Carte postale réalisée d’après le « Panorama du Congo » de Bastien et Mathieu, représentant un coin du marché de Matadi. (Source: Gent 1913 Virtueel)

   Les panneaux de Bastien et Mathieu sont réapparus à l’Exposition coloniale de 1935, accompagnés de quatre dioramas, le tout mettant en valeur l’entreprise africaine. Ensuite a commencé leur descente aux enfers. Réenroulés vite et mal, ils seront jugés trop abîmés et trop coûteux à restaurer pour reprendre du service à l’Expo ’58. Propriété du musée de l’Armée (War Heritage Institute), le panorama a été tenu en piètre estime parce que « c’est un Bastien » , donc dénué d’importance, croit-on. Il a été transbahuté un peu partout pour se retrouver en stockage au quartier du Sart-Hulet à Jambes (Namur).

   « C’est devenu un tapis volant, constate l’ancien responsable du musée. L’armée vient de dégager Sart-Hulet et maintenant, il est à Ypres » . Que faire ? « Rénover ? J’ai demandé une estimation du coût à l’Institut royal du patrimoine artistique (Irpa). Elle se situe entre 750.000 et un million d’euros. Impossible aujourd’hui. Donc, pour moi, il y a une chose urgente à accomplir, c’est la digitalisation. Elle est faisable à partir de 50.000 euros, mais la Défense ne les a pas.
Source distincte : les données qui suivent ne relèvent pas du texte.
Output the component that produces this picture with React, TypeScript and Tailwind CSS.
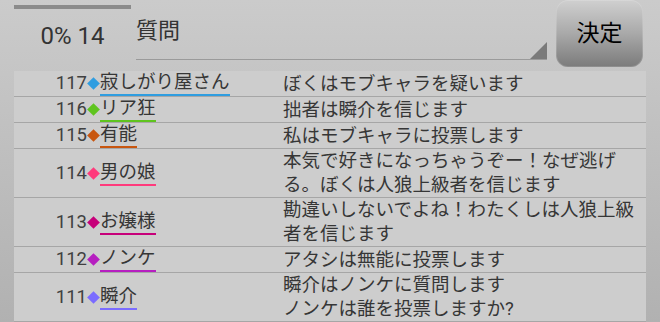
import React from "react";

type Row = { no: number; color: string; name: string; msg: React.ReactNode };

const rows: Row[] = [
  { no: 117, color: "#2f9de0", name: "寂しがり屋さん", msg: "ぼくはモブキャラを疑います" },
  { no: 116, color: "#5fc41f", name: "リア狂", msg: "拙者は瞬介を信じます" },
  { no: 115, color: "#c8560f", name: "有能", msg: "私はモブキャラに投票します" },
  {
    no: 114,
    color: "#ff3a7c",
    name: "男の娘",
    msg: (
      <>
        本気で好きになっちゃうぞー！なぜ逃げ
        <br />
        る。ぼくは人狼上級者を信じます
      </>
    ),
  },
  {
    no: 113,
    color: "#c7007a",
    name: "お嬢様",
    msg: (
      <>
        勘違いしないでよね！わたくしは人狼上級
        <br />
        者を信じます
      </>
    ),
  },
  { no: 112, color: "#b61fc0", name: "ノンケ", msg: "アタシは無能に投票します" },
  {
    no: 111,
    color: "#7b6cff",
    name: "瞬介",
    msg: (
      <>
        瞬介はノンケに質問します
        <br />
        ノンケは誰を投票しますか?
      </>
    ),
  },
];

export default function App() {
  return (
    <div
      className="w-[660px] h-[322px] overflow-hidden bg-gradient-to-b from-[#cbcbcb] to-[#b1b1b1] text-[#363636]"
      style={{ fontFamily: "Roboto, 'Noto Sans CJK JP', sans-serif" }}
    >
      {/* Header */}
      <div className="flex h-[71px]">
        <div className="ml-[14px] w-[117px] flex flex-col">
          <div className="mt-[5px] h-[4px] bg-[#8b8b8b]" />
          <div className="mt-[13px] text-center text-[24px] leading-[28px] text-[#333]">0% 14</div>
        </div>
        <div className="ml-[5px] w-[411px] h-[60px] relative border-b border-[#9a9a9a]">
          <div className="mt-[17px] text-[22px] leading-[28px] text-[#333]">質問</div>
          <svg className="absolute right-0 bottom-0" width="17" height="17" viewBox="0 0 17 17">
            <polygon points="0,17 17,17 17,0" fill="#7a7a7a" />
          </svg>
        </div>
        <div className="ml-[9px] w-[87px] h-[67px] rounded-[12px] bg-gradient-to-b from-[#d0d0d0] via-[#a9a9a9] to-[#7b7b7b] flex items-center justify-center shadow-[inset_0_0_0_1px_rgba(255,255,255,0.15)]">
          <span className="text-[23px] leading-none text-black -mt-[1px]">決定</span>
        </div>
      </div>

      {/* List */}
      <div className="mx-[14px] bg-[#cdcdcd]">
        {rows.map((r) => (
          <div key={r.no} className="flex items-center border-b border-[#a6a6a6] text-[18.5px]">
            <div className="w-[269px] flex items-center">
              <div className="w-[73px] text-right leading-[25px] text-[#404040]">{r.no}</div>
              <div className="w-[13px] flex justify-center">
                <div className="w-[9px] h-[9px] rotate-45" style={{ backgroundColor: r.color }} />
              </div>
              <div className="h-[25px] leading-[23px] border-b-2" style={{ borderColor: r.color }}>
                {r.name}
              </div>
            </div>
            <div className="flex-1 leading-[24px] min-h-[25px] flex items-center">
              <div>{r.msg}</div>
            </div>
          </div>
        ))}
      </div>
    </div>
  );
}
Elle ne brûle plus ses fonds de tiroir: elle brûle les tiroirs » . Affaire à suivre… si suite il y a.

P.V.

[1] Cfr mon article du 28/10/2018, « Heurs et malheurs de la bataille de l’Yser sur la toile » . [retour]

[2] « Projets monarchiques ou attractions aux mains de sociétés anonymes, les panoramas belges, un patrimoine menacé de disparition: le cas du Congo » , communication au 11e Congrès de l’Association des cercles francophones d’histoire et d’archéologie de Belgique et 58e Congrès de la Fédération des cercles d’archéologie et d’histoire de Belgique, Tournai, 19-22 août 2021. La parution des actes est annoncée pour cette année. – L’intervenant n’a pas manqué de mentionner sa dette envers Isabelle LEROY, Le panorama de la bataille de Waterloo. Témoin exceptionnel de la saga des panoramas,  sous la coordination de Carole Carpeaux, Liège-Bruxelles-Waterloo, Commission royale des monuments, sites et fouilles de la Région wallonne – Luc Pire – ASBL Bataille de Waterloo 1815, 2009, 143 pp. [retour]

2 réflexions sur « Les panoramas belges, chefs-d’œuvre en péril »

  1. Les panoramas sont le fait d’artistes boulimiques. Jijé (1913-1980) en faisait partie. Dès l’école primaire, l’artiste en herbe a reproduit de mémoire avec une exactitude remarquable la procession militaire de Florennes sur les tableaux de son école; ceux-ci pouvaient se déplier. le village est venu la voir en nombre avant que cette oeuvre éphémère ne disparaisse. Le même en 1940 était observateur d’artillerie. Ses supérieurs se sont partagés une fresque panoramique d’un champ de bataille qu’il avait dû dessiner. Enfant(vers 1950), je me souviens d’avoir été émerveillé devant la fresque de Waterloo. Le sujets de vos publications excitent notre curiosité et sont remarquablement documentés.